Ground state cooling of polyatomic molecules


A major goal of our group is to cool and detect a polyatomic molecule in its absolute ground state for the first time.  Our proposal to do so, using a combination of established AMO methods and a few new tricks of our own, is described here.

The ability to prepare and readout the state of these molecules has the potential to unlock new frontiers in spectroscopy, precision measurement, and quantum information – and will let us start treating molecules like the perfect quantum system they are.

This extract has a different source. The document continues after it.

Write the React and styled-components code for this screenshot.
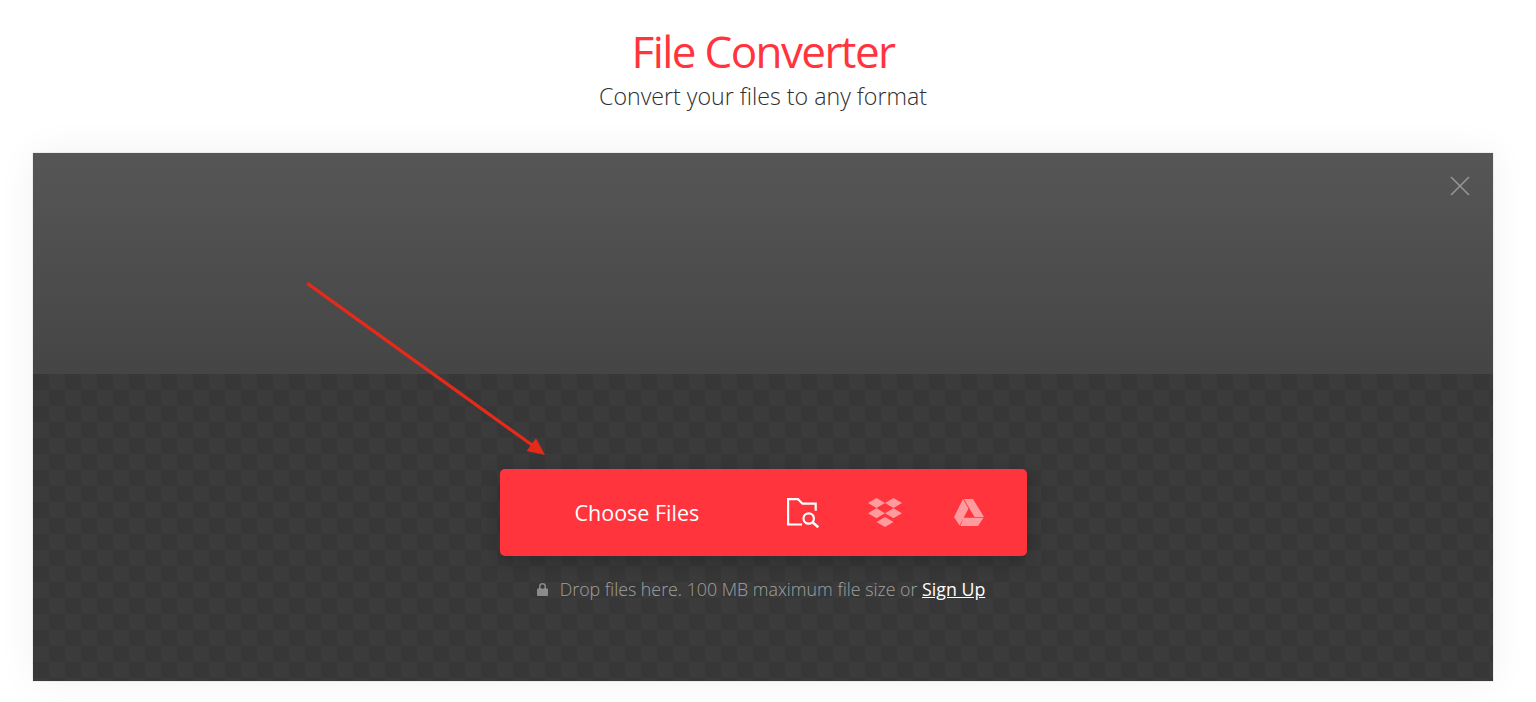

Our plan to cool these molecules begins with co-trapping the molecular ion of choice with a laser coolable atomic ion, likely Sr+. The internal state of the molecule is cooled to ~10K via cryogenic buffer gas cooling, and the motional state in the trap is cooled to ultracold regime via sympathetic cooling of the co-trapped atom.  The internal state and the motional state of the ion can then be coupled by applying spatially non-uniform fields; for example, microwave-frequency modulated optical standing waves can couple molecule rotation and molecule motion.  This method is closely related to Raman sideband cooling, a well established technique for laser cooling atoms.  State readout is achieved by reversing this process – selectively heating the trapped ensemble, conditional on the internal state of the molecule.  This readout could be described as a loose form of quantum logic spectroscopy – but works under far less exact conditions  than high fidelity QLS requires

Why polyatomic molecules?

The last 2 years have seen enormous progress  cooling diatomic molecular ions, with a particular emphasis on light diatomics, such as CaH+. It is natural to think that cooling polyatomic molecules would be considerably harder than cooling diatomics – in atomic systems, added complexity typically brings added difficulty.  In fact, we believe the opposite is true: polyatomic molecules both provide access to significant new physics, and are in fact easier to control than diatomics.

Polyatomic molecules have rich spectra of connected states.

Our plans to cool large molecular ions begins with buffer gas cooling them to ~ 10 Kelvin. Polyatomic molecules and diatomics look very different at this temperature.  Polyatomics exhibit a rich manifold of rotational states, all of which can be addressed via low frequency (< 20 GHz) synthesizers.  Although addressing these levels requires substantial complexity, this complexity lies just where we want it – inside a modern, high frequency arbitrary waveform generator.  In contrast, linear molecules exhibit sparse manifolds of states, and driving these transitions directly requires challenging THz electronics

Polyatomic molecules can be chiral

No molecule with 3 or fewer atoms – in fact no planar molecule –  can be chiral.  The ability to manipulate and detect the exact quantum state of a polyatomic molecular ion would be a major asset to the community looking for the predicted – but never observed – parity violating energy differences between otherwise equivalent right- and left- handed molecules.  The tools we are developing will also realize single molecule, non-destructive chiral analysis – and molecule by molecule chiral separation – tools that lie currently far beyond the state of the art

Polyatomic molecules couple well to existing microwave technology

Light hydrides, such as CaH+, have rotational transitions in the 100s of GHz.  While our ability to produce well controlled radiation in this challenging regime is improving rapidly, our agility in the 0-40 GHz regime is substantially greater; below 20 GHz, essentially arbitrary waveforms can now be reliably produced from off the shelf, direct digital synthesis based instruments.

Polyatomic molecules are also well suited to existing quantum microwave technology.  In particular, superconducting striplines, which typically operate in the 5 GHz range, could be efficiently coupled to the rotational states of trapped polyatomic molecular ions.